Abstract

The reactivity of a series of nickel(II) hydride, alkyl, and anilide complexes supported by amido diphosphine ligands, including symmetrical [N(o-C6H4PR2)2]− (R = Ph (1a), iPr (1c), Cy (1d)) and unsymmetrical [N(o-C6H4PPh2)(o-C6H4PiPr2)]− (1b), with carbon monoxide is described. Exposure of a benzene solution of [1a–d]NiH to carbon monoxide under ambient conditions leads to reductive elimination of diarylamine to give quantitatively zerovalent nickel dicarbonyl complexes [H·1a–d]Ni(CO)2 (2). Migratory insertion of CO into the Ni-R bonds of [1]NiR in benzene solutions affords Ni(II)-acyl derivatives [1]NiC(O)R (R = Me (3), Et (4), n-hexyl (5), 2-norbornyl (6)).
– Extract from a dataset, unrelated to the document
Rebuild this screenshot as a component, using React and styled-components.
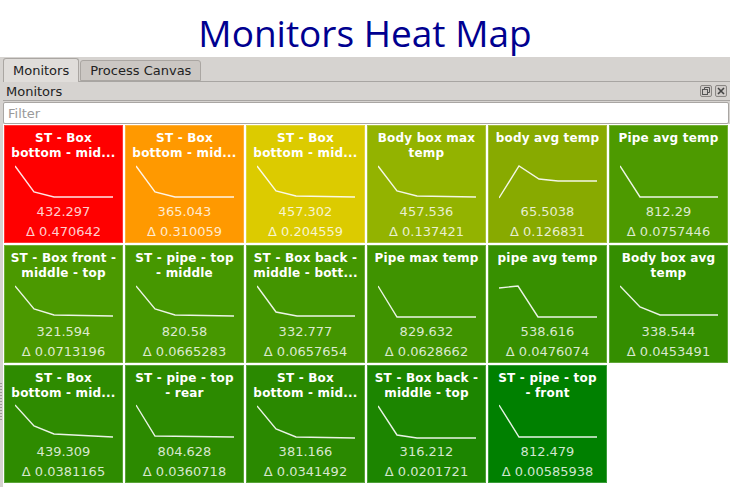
import styled, { createGlobalStyle } from 'styled-components';

const GlobalStyle = createGlobalStyle`
  html, body {
    margin: 0;
    padding: 0;
    background: #ffffff;
  }
  body {
    font-family: 'DejaVu Sans', 'Liberation Sans', sans-serif;
    font-size: 13px;
    color: #222;
  }
`;

const monitors = [
  { lines: ['ST - Box', 'bottom - mid...'], value: '432.297', delta: '0.470642', color: '#ff0000', pts: [[0, 1], [19, 27], [39, 32], [98, 32]] },
  { lines: ['ST - Box', 'bottom - mid...'], value: '365.043', delta: '0.310059', color: '#ff9900', pts: [[0, 1], [19, 27], [39, 32], [98, 32]] },
  { lines: ['ST - Box', 'bottom - mid...'], value: '457.302', delta: '0.204559', color: '#dccb00', pts: [[0, 1], [19, 26], [39, 31], [98, 32]] },
  { lines: ['Body box max', 'temp'], value: '457.536', delta: '0.137421', color: '#93b300', pts: [[0, 1], [19, 26], [39, 31], [98, 32]] },
  { lines: ['body avg temp'], value: '65.5038', delta: '0.126831', color: '#88aa00', pts: [[0, 33], [20, 1], [40, 14], [59, 16], [98, 16]] },
  { lines: ['Pipe avg temp'], value: '812.29', delta: '0.0757446', color: '#4d9a00', pts: [[0, 1], [20, 32], [98, 32]] },
  { lines: ['ST - Box front -', 'middle - top'], value: '321.594', delta: '0.0713196', color: '#4b9900', pts: [[0, 1], [19, 24], [39, 30], [98, 31]] },
  { lines: ['ST - pipe - top', '- middle'], value: '820.58', delta: '0.0665283', color: '#469700', pts: [[0, 1], [19, 24], [39, 30], [98, 31]] },
  { lines: ['ST - Box back -', 'middle - bott...'], value: '332.777', delta: '0.0657654', color: '#439500', pts: [[0, 1], [19, 27], [40, 31], [98, 31]] },
  { lines: ['Pipe max temp'], value: '829.632', delta: '0.0628662', color: '#3f9300', pts: [[0, 1], [19, 32], [98, 32]] },
  { lines: ['pipe avg temp'], value: '538.616', delta: '0.0476074', color: '#379000', pts: [[0, 3], [19, 1], [39, 32], [98, 32]] },
  { lines: ['Body box avg', 'temp'], value: '338.544', delta: '0.0453491', color: '#348e00', pts: [[0, 1], [20, 22], [40, 30], [98, 30]] },
  { lines: ['ST - Box', 'bottom - mid...'], value: '439.309', delta: '0.0381165', color: '#2e8b00', pts: [[0, 0], [19, 21], [39, 29], [98, 32]] },
  { lines: ['ST - pipe - top', '- rear'], value: '804.628', delta: '0.0360718', color: '#2c8a00', pts: [[0, 0], [19, 31], [98, 32]] },
  { lines: ['ST - Box', 'bottom - mid...'], value: '381.166', delta: '0.0341492', color: '#2a8900', pts: [[0, 1], [19, 24], [39, 32], [98, 33]] },
  { lines: ['ST - Box back -', 'middle - top'], value: '316.212', delta: '0.0201721', color: '#1c8500', pts: [[0, 1], [19, 30], [39, 33], [98, 33]] },
  { lines: ['ST - pipe - top', '- front'], value: '812.479', delta: '0.00585938', color: '#008000', pts: [[0, 0], [20, 32], [98, 32]] },
];

const Page = styled.div`
  width: 730px;
  height: 487px;
  overflow: hidden;
  background: #ffffff;
`;

const Title = styled.h1`
  margin: 0;
  height: 57px;
  display: flex;
  align-items: flex-end;
  justify-content: center;
  font-family: 'Open Sans', 'Noto Sans', sans-serif;
  font-weight: 400;
  font-size: 37px;
  line-height: 49px;
  color: #000090;
  letter-spacing: 0;
`;

const Window = styled.div`
  position: relative;
  background: #d6d3d0;
  padding-left: 3px;
`;

const SplitHandle = styled.div`
  position: absolute;
  left: 0;
  top: 325px;
  width: 2px;
  height: 40px;
  background-image: radial-gradient(circle, #9c9996 0.6px, transparent 0.8px);
  background-size: 2px 3px;
`;

const TabBar = styled.div`
  height: 25px;
  display: flex;
  align-items: flex-end;
  border-bottom: 1px solid #a8a5a2;
  box-sizing: border-box;
`;

const Tab = styled.div`
  height: ${(p) => (p.$active ? '24px' : '21px')};
  margin-bottom: ${(p) => (p.$active ? '-1px' : '0')};
  padding: 0 9px;
  display: flex;
  align-items: center;
  box-sizing: border-box;
  background: ${(p) => (p.$active ? '#e0ddda' : '#cbc7c3')};
  border: 1px solid #aaa6a2;
  border-bottom: ${(p) => (p.$active ? 'none' : '1px solid #aaa6a2')};
  border-radius: 3px 3px 0 0;
  margin-right: 1px;
  font-size: 13px;
  color: #222;
`;

const PanelHeader = styled.div`
  height: 18px;
  display: flex;
  align-items: center;
  justify-content: space-between;
  padding: 0 3px 0 3px;
  border-bottom: 1px solid #a8a5a2;
  font-size: 13px;
  color: #222;
`;

const HeaderButtons = styled.div`
  display: flex;
  gap: 3px;
`;

const HeaderButton = styled.div`
  width: 10px;
  height: 10px;
  border: 1px solid #8a8784;
  border-radius: 2px;
  background: #cfcbc8;
  display: flex;
  align-items: center;
  justify-content: center;
`;

const FilterBox = styled.div`
  padding: 1px 1px 0 0;
`;

const FilterInput = styled.input`
  display: block;
  width: 100%;
  height: 22px;
  box-sizing: border-box;
  border: 1px solid #a9a6a3;
  border-radius: 2px;
  background: #ffffff;
  padding: 0 4px;
  font-family: 'DejaVu Sans', sans-serif;
  font-size: 13px;
  outline: none;
  &::placeholder {
    color: #9a9a9a;
  }
`;

const Grid = styled.div`
  display: grid;
  grid-template-columns: repeat(6, 119px);
  grid-auto-rows: 118px;
  gap: 2px;
  padding: 1px 0 6px 1px;
  background: #ffffff;
`;

const Tile = styled.div`
  background: ${(p) => p.$color};
  box-shadow: inset 0 0 0 1px rgba(255, 255, 255, 0.22);
  display: flex;
  flex-direction: column;
  align-items: center;
  padding-top: 6px;
  box-sizing: border-box;
  overflow: hidden;
`;

const TileTitle = styled.div`
  height: 30px;
  font-weight: bold;
  font-size: 12px;
  line-height: 15px;
  letter-spacing: 0.2px;
  color: #ffffff;
  text-align: center;
  white-space: nowrap;
`;

const Spark = styled.svg`
  display: block;
  margin-top: 3px;
  width: 98px;
  height: 35px;
`;

const Reading = styled.div`
  margin-top: ${(p) => (p.$first ? '3px' : '0')};
  font-size: 13px;
  line-height: 20px;
  color: rgba(255, 255, 255, 0.82);
`;

const Sparkline = ({ pts }) => (
  <Spark viewBox="0 0 98 35">
    <polyline
      points={pts.map(([x, y]) => `${x},${y + 1}`).join(' ')}
      fill="none"
      stroke="rgba(255,255,255,0.9)"
      strokeWidth="1.4"
    />
  </Spark>
);

const App = () => {
  return (
    <>
      <GlobalStyle />
      <Page>
        <Title>Monitors Heat Map</Title>
        <Window>
          <SplitHandle />
          <TabBar>
            <Tab $active>Monitors</Tab>
            <Tab>Process Canvas</Tab>
          </TabBar>
          <PanelHeader>
            <span>Monitors</span>
            <HeaderButtons>
              <HeaderButton>
                <svg width="8" height="8" viewBox="0 0 8 8">
                  <rect x="0.5" y="2.5" width="5" height="5" fill="none" stroke="#555" />
                  <path d="M2.5 2.5V0.5H7.5V5.5H5.5" fill="none" stroke="#555" />
                </svg>
              </HeaderButton>
              <HeaderButton>
                <svg width="8" height="8" viewBox="0 0 8 8">
                  <path d="M1 1L7 7M7 1L1 7" stroke="#444" strokeWidth="1.6" />
                </svg>
              </HeaderButton>
            </HeaderButtons>
          </PanelHeader>
          <FilterBox>
            <FilterInput placeholder="Filter" />
          </FilterBox>
          <Grid>
            {monitors.map((m, i) => (
              <Tile key={i} $color={m.color}>
                <TileTitle>
                  {m.lines.map((l, j) => (
                    <div key={j}>{l}</div>
                  ))}
                </TileTitle>
                <Sparkline pts={m.pts} />
                <Reading $first>{m.value}</Reading>
                <Reading>Δ {m.delta}</Reading>
              </Tile>
            ))}
          </Grid>
        </Window>
      </Page>
    </>
  );
};

export default App;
Interestingly, further carbonylation of acyl 3a and 4a generates [RC(O)N(o-C6H4PPh2)2]Ni(CO)2 (R = Me (7a), Et (8a)) as a result of C–N bond-forming reductive elimination whereas no reaction occurs for 3b–c or 4b–c under similar conditions. Carbonylation of the anilide complexes [1]NiNHPh produces carbamoyl [1]Ni[C(O)NHPh] (9) as the final product irrespective of the identity of the phosphorus substituents. The decisive factors on the generation of these divergent carbonylation products are discussed.